— start of GIVEN MATERIAL —
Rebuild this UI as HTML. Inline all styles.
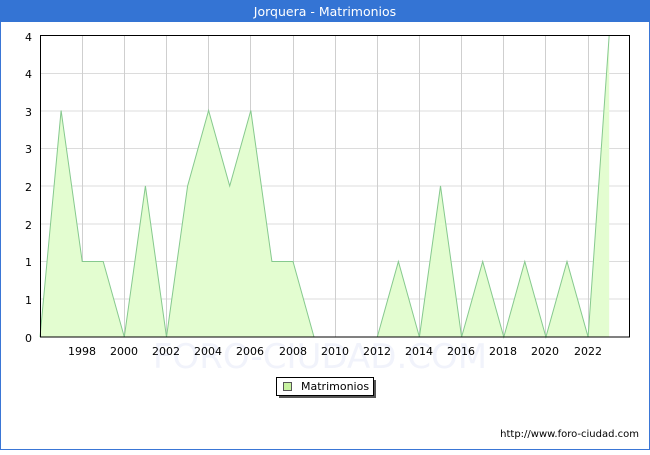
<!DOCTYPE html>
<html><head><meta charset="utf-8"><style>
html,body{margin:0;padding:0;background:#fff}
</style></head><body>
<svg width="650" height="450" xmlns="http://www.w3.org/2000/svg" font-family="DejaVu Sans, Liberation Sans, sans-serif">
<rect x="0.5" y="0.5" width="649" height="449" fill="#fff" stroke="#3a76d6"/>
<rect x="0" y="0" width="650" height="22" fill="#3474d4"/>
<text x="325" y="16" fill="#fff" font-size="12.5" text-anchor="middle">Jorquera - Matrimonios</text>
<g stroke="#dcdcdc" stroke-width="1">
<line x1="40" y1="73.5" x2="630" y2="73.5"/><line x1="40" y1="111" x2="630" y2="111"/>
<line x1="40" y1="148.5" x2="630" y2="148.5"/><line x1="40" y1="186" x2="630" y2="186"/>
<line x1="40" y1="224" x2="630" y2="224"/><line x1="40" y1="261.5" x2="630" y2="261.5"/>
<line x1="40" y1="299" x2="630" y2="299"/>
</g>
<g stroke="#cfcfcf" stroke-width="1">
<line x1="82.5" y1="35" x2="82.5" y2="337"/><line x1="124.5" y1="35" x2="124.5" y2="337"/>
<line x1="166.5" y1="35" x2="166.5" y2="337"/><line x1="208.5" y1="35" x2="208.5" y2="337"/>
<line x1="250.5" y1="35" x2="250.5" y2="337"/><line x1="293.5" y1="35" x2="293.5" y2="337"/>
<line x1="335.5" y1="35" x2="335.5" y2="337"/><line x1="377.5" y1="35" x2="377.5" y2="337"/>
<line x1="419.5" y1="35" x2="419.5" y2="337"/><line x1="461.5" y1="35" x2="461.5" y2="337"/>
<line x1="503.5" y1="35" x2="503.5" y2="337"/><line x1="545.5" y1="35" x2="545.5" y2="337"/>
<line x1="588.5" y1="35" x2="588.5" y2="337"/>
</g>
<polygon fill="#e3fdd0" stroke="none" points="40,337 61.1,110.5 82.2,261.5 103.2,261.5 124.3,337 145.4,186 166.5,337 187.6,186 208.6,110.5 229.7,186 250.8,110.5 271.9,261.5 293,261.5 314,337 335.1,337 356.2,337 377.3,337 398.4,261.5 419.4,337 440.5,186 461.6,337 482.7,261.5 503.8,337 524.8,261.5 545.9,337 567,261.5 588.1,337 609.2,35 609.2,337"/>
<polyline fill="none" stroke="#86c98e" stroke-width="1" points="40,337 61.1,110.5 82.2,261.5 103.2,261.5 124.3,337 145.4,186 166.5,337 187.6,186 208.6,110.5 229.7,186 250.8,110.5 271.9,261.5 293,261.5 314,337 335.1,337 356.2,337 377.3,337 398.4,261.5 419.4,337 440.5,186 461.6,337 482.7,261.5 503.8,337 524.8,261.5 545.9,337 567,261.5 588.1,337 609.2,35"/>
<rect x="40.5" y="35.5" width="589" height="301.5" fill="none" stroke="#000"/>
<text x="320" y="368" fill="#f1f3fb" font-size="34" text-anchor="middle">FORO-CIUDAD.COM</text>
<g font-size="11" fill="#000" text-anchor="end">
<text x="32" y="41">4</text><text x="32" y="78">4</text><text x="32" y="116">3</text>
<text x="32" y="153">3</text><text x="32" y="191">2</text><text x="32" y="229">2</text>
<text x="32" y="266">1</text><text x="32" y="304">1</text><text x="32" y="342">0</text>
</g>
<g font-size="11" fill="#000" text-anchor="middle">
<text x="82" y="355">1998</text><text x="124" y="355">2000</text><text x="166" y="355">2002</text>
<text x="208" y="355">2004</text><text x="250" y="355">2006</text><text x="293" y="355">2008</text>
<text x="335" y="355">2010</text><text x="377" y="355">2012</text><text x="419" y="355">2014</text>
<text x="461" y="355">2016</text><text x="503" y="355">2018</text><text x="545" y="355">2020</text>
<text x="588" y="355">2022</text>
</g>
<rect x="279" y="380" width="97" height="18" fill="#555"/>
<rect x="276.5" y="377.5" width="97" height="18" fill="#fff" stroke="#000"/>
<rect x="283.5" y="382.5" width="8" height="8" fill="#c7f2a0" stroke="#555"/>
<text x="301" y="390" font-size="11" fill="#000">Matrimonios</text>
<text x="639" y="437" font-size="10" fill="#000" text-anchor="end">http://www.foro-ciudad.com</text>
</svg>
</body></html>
— end of GIVEN MATERIAL —
### [PROBLEM TO SOLVE]
Restate the whole of the material word for word without the pictures.

### [THE REPLY]
Rebuild this UI as HTML. Inline all styles.
<!DOCTYPE html>
<html><head><meta charset="utf-8"><style>
html,body{margin:0;padding:0;background:#fff}
</style></head><body>
<svg width="650" height="450" xmlns="http://www.w3.org/2000/svg" font-family="DejaVu Sans, Liberation Sans, sans-serif">
<rect x="0.5" y="0.5" width="649" height="449" fill="#fff" stroke="#3a76d6"/>
<rect x="0" y="0" width="650" height="22" fill="#3474d4"/>
<text x="325" y="16" fill="#fff" font-size="12.5" text-anchor="middle">Jorquera - Matrimonios</text>
<g stroke="#dcdcdc" stroke-width="1">
<line x1="40" y1="73.5" x2="630" y2="73.5"/><line x1="40" y1="111" x2="630" y2="111"/>
<line x1="40" y1="148.5" x2="630" y2="148.5"/><line x1="40" y1="186" x2="630" y2="186"/>
<line x1="40" y1="224" x2="630" y2="224"/><line x1="40" y1="261.5" x2="630" y2="261.5"/>
<line x1="40" y1="299" x2="630" y2="299"/>
</g>
<g stroke="#cfcfcf" stroke-width="1">
<line x1="82.5" y1="35" x2="82.5" y2="337"/><line x1="124.5" y1="35" x2="124.5" y2="337"/>
<line x1="166.5" y1="35" x2="166.5" y2="337"/><line x1="208.5" y1="35" x2="208.5" y2="337"/>
<line x1="250.5" y1="35" x2="250.5" y2="337"/><line x1="293.5" y1="35" x2="293.5" y2="337"/>
<line x1="335.5" y1="35" x2="335.5" y2="337"/><line x1="377.5" y1="35" x2="377.5" y2="337"/>
<line x1="419.5" y1="35" x2="419.5" y2="337"/><line x1="461.5" y1="35" x2="461.5" y2="337"/>
<line x1="503.5" y1="35" x2="503.5" y2="337"/><line x1="545.5" y1="35" x2="545.5" y2="337"/>
<line x1="588.5" y1="35" x2="588.5" y2="337"/>
</g>
<polygon fill="#e3fdd0" stroke="none" points="40,337 61.1,110.5 82.2,261.5 103.2,261.5 124.3,337 145.4,186 166.5,337 187.6,186 208.6,110.5 229.7,186 250.8,110.5 271.9,261.5 293,261.5 314,337 335.1,337 356.2,337 377.3,337 398.4,261.5 419.4,337 440.5,186 461.6,337 482.7,261.5 503.8,337 524.8,261.5 545.9,337 567,261.5 588.1,337 609.2,35 609.2,337"/>
<polyline fill="none" stroke="#86c98e" stroke-width="1" points="40,337 61.1,110.5 82.2,261.5 103.2,261.5 124.3,337 145.4,186 166.5,337 187.6,186 208.6,110.5 229.7,186 250.8,110.5 271.9,261.5 293,261.5 314,337 335.1,337 356.2,337 377.3,337 398.4,261.5 419.4,337 440.5,186 461.6,337 482.7,261.5 503.8,337 524.8,261.5 545.9,337 567,261.5 588.1,337 609.2,35"/>
<rect x="40.5" y="35.5" width="589" height="301.5" fill="none" stroke="#000"/>
<text x="320" y="368" fill="#f1f3fb" font-size="34" text-anchor="middle">FORO-CIUDAD.COM</text>
<g font-size="11" fill="#000" text-anchor="end">
<text x="32" y="41">4</text><text x="32" y="78">4</text><text x="32" y="116">3</text>
<text x="32" y="153">3</text><text x="32" y="191">2</text><text x="32" y="229">2</text>
<text x="32" y="266">1</text><text x="32" y="304">1</text><text x="32" y="342">0</text>
</g>
<g font-size="11" fill="#000" text-anchor="middle">
<text x="82" y="355">1998</text><text x="124" y="355">2000</text><text x="166" y="355">2002</text>
<text x="208" y="355">2004</text><text x="250" y="355">2006</text><text x="293" y="355">2008</text>
<text x="335" y="355">2010</text><text x="377" y="355">2012</text><text x="419" y="355">2014</text>
<text x="461" y="355">2016</text><text x="503" y="355">2018</text><text x="545" y="355">2020</text>
<text x="588" y="355">2022</text>
</g>
<rect x="279" y="380" width="97" height="18" fill="#555"/>
<rect x="276.5" y="377.5" width="97" height="18" fill="#fff" stroke="#000"/>
<rect x="283.5" y="382.5" width="8" height="8" fill="#c7f2a0" stroke="#555"/>
<text x="301" y="390" font-size="11" fill="#000">Matrimonios</text>
<text x="639" y="437" font-size="10" fill="#000" text-anchor="end">http://www.foro-ciudad.com</text>
</svg>
</body></html>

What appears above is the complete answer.